Traveling and a string of minor but irritating illnesses do take a toll on one’s ability to blog, although evidently microblogging isn’t quashed quite as easily. But: where was I? Oh yes: in San Francisco for APE, then back here in Portland to cheer on the night of the 4th and make a couple of appearances at Wordstock, then in New York to ship some media to the West Coast and meet up with a few people with whom I might be working on one project or another. Everything’s prospective, everything’s provisional, everything’s too-soon-to-tell. I wrote a chunk of Rolling Stone’s “Greatest Singers of All Time” package; that one’s seen print, anyway.

And I wrote a short essay for the beautiful little festschrift Tales of Brave Ida, but it’s in Japanese, so even I can’t read it now.
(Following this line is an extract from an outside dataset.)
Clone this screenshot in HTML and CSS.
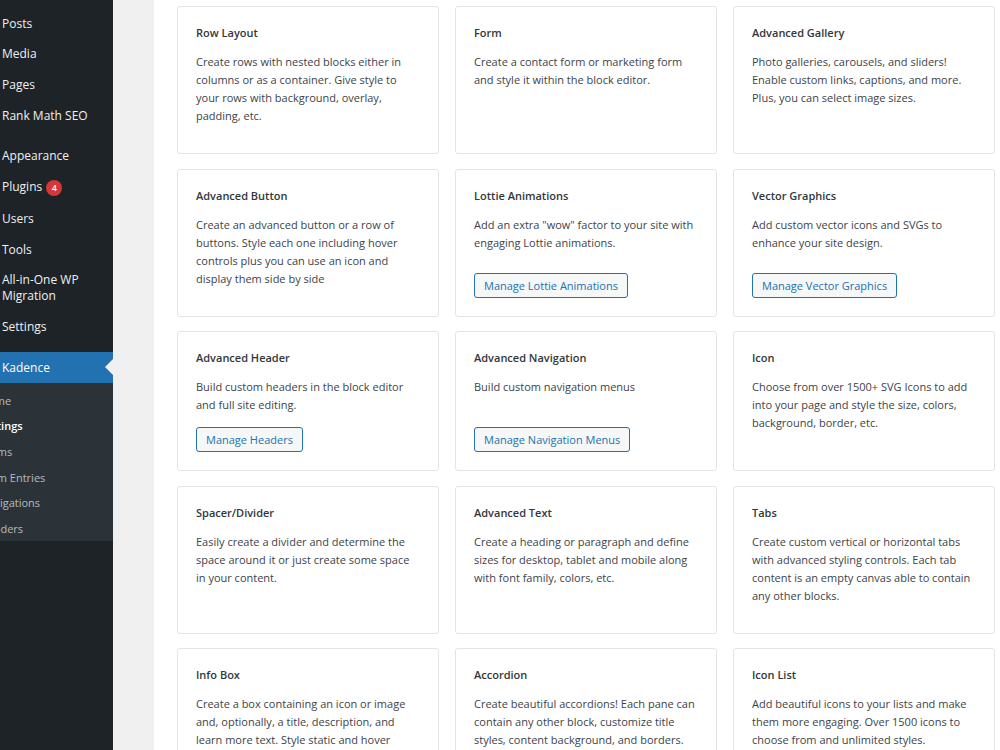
FILE: index.html
```html
<!DOCTYPE html>
<html lang="en">

<head>
    <meta charset="UTF-8">
    <title>Kadence Blocks Settings</title>
    <link rel="stylesheet" href="styles.css">
</head>

<body>
    <!-- admin sidebar -->
    <nav class="admin-menu">
        <ul class="menu-list">
            <li class="menu-item">Posts</li>
            <li class="menu-item">Media</li>
            <li class="menu-item">Pages</li>
            <li class="menu-item">Rank Math SEO</li>
            <li class="menu-separator"></li>
            <li class="menu-item">Appearance</li>
            <li class="menu-item">Plugins <span class="menu-badge">4</span></li>
            <li class="menu-item">Users</li>
            <li class="menu-item">Tools</li>
            <li class="menu-item">All-in-One WP Migration</li>
            <li class="menu-item">Settings</li>
            <li class="menu-separator"></li>
            <li class="menu-item current">Kadence</li>
            <li class="submenu">
                <ul>
                    <li>Home</li>
                    <li class="current">Settings</li>
                    <li>Forms</li>
                    <li>Form Entries</li>
                    <li>Navigations</li>
                    <li>Headers</li>
                </ul>
            </li>
        </ul>
    </nav>

    <!-- blocks panel -->
    <main class="content">
        <div class="panel">
            <div class="block-grid">
                <div class="block-card">
                    <h3>Row Layout</h3>
                    <p>Create rows with nested blocks either in columns or as a container. Give style to your rows with background, overlay, padding, etc.</p>
                </div>
                <div class="block-card">
                    <h3>Form</h3>
                    <p>Create a contact form or marketing form and style it within the block editor.</p>
                </div>
                <div class="block-card">
                    <h3>Advanced Gallery</h3>
                    <p>Photo galleries, carousels, and sliders! Enable custom links, captions, and more. Plus, you can select image sizes.</p>
                </div>

                <div class="block-card">
                    <h3>Advanced Button</h3>
                    <p>Create an advanced button or a row of buttons. Style each one including hover controls plus you can use an icon and display them side by side</p>
                </div>
                <div class="block-card">
                    <h3>Lottie Animations</h3>
                    <p>Add an extra "wow" factor to your site with engaging Lottie animations.</p>
                    <div class="card-actions"><button class="manage-btn">Manage Lottie Animations</button></div>
                </div>
                <div class="block-card">
                    <h3>Vector Graphics</h3>
                    <p>Add custom vector icons and SVGs to enhance your site design.</p>
                    <div class="card-actions"><button class="manage-btn">Manage Vector Graphics</button></div>
                </div>

                <div class="block-card">
                    <h3>Advanced Header</h3>
                    <p>Build custom headers in the block editor and full site editing.</p>
                    <div class="card-actions"><button class="manage-btn">Manage Headers</button></div>
                </div>
                <div class="block-card">
                    <h3>Advanced Navigation</h3>
                    <p>Build custom navigation menus</p>
                    <div class="card-actions"><button class="manage-btn">Manage Navigation Menus</button></div>
                </div>
                <div class="block-card">
                    <h3>Icon</h3>
                    <p>Choose from over 1500+ SVG Icons to add into your page and style the size, colors, background, border, etc.</p>
                </div>

                <div class="block-card">
                    <h3>Spacer/Divider</h3>
                    <p>Easily create a divider and determine the space around it or just create some space in your content.</p>
                </div>
                <div class="block-card">
                    <h3>Advanced Text</h3>
                    <p>Create a heading or paragraph and define sizes for desktop, tablet and mobile along with font family, colors, etc.</p>
                </div>
                <div class="block-card">
                    <h3>Tabs</h3>
                    <p>Create custom vertical or horizontal tabs with advanced styling controls. Each tab content is an empty canvas able to contain any other blocks.</p>
                </div>

                <div class="block-card">
                    <h3>Info Box</h3>
                    <p>Create a box containing an icon or image and, optionally, a title, description, and learn more text. Style static and hover separately.</p>
                </div>
                <div class="block-card">
                    <h3>Accordion</h3>
                    <p>Create beautiful accordions! Each pane can contain any other block, customize title styles, content background, and borders.</p>
                </div>
                <div class="block-card">
                    <h3>Icon List</h3>
                    <p>Add beautiful icons to your lists and make them more engaging. Over 1500 icons to choose from and unlimited styles.</p>
                </div>
            </div>
        </div>
    </main>
</body>

</html>
```

FILE: styles.css
```css
html,
body {
    margin: 0;
    height: 100%;
    overflow: hidden;
}

body {
    display: flex;
    font-family: "Open Sans", "Noto Sans", sans-serif;
    background: #f0f0f1;
}

/* sidebar */
.admin-menu {
    width: 113px;
    flex-shrink: 0;
    background: #1d2327;
    overflow: hidden;
}

.menu-list {
    list-style: none;
    margin: 0;
    padding: 8px 0 0;
}

.menu-item {
    position: relative;
    padding: 7.5px 0 7.5px 2px;
    font-size: 12px;
    line-height: 15.7px;
    color: #f0f0f1;
}

.menu-separator {
    height: 10px;
}

.menu-badge {
    display: inline-block;
    width: 16px;
    height: 16px;
    margin-left: 1px;
    border-radius: 50%;
    background: #d63638;
    color: #fff;
    font-size: 9px;
    font-weight: 600;
    line-height: 16px;
    text-align: center;
}

.menu-item.current {
    background: #2271b1;
    color: #fff;
}

.menu-item.current::after {
    content: "";
    position: absolute;
    right: 0;
    top: 50%;
    margin-top: -8px;
    border: 8px solid transparent;
    border-right-color: #f0f0f1;
    border-left-width: 0;
}

.submenu {
    background: #2c3338;
    padding: 5px 0 0;
}

.submenu ul {
    list-style: none;
    margin: 0;
    padding: 0;
}

.submenu li {
    margin-left: -20px;
    padding: 4px 0;
    font-size: 11px;
    line-height: 17.6px;
    color: rgba(240, 246, 252, 0.7);
    white-space: nowrap;
}

.submenu li.current {
    color: #fff;
    font-weight: 600;
}

/* content */
.content {
    flex: 1;
    padding-left: 41px;
}

.panel {
    height: 100%;
    background: #fff;
    padding: 6px 5px 0 23px;
}

.block-grid {
    display: grid;
    grid-template-columns: repeat(3, 262px);
    column-gap: 16px;
    row-gap: 14.5px;
}

.block-card {
    display: flex;
    flex-direction: column;
    border: 1px solid #e2e4e7;
    border-radius: 3px;
    padding: 17px 18px 18px;
}

.block-card h3 {
    margin: 0 0 11px;
    font-size: 11px;
    font-weight: 600;
    line-height: 18px;
    color: #32373c;
}

.block-card p {
    margin: 0 0 10px;
    font-size: 11px;
    line-height: 18px;
    color: #3c434a;
}

.card-actions {
    margin-top: auto;
    padding-top: 3px;
}

.manage-btn {
    height: 25px;
    padding: 0 9px;
    border: 1px solid #2271b1;
    border-radius: 3px;
    background: #f6f7f7;
    color: #2271b1;
    font-family: inherit;
    font-size: 11px;
}
```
I can listen to the CD that comes with it, though—Ida covering “By This River” and “Corona”? Sign me up, etc.

A few other music-related notes, for which I confess I’m consulting my own Twitter feed:

*Today is Alan Moore’s 55th birthday. Go watch a video for his greatest recorded moment, “March of the Sinister Ducks.” It may be the only march ever composed in 3/4 time.

*Wire’s Daytrotter session is a winner, especially “Boiling Boy.”

*And while you’re snarfing up free music, don’t neglect that free Dap-Tone compilation from Amazon. Neo-retro-funk!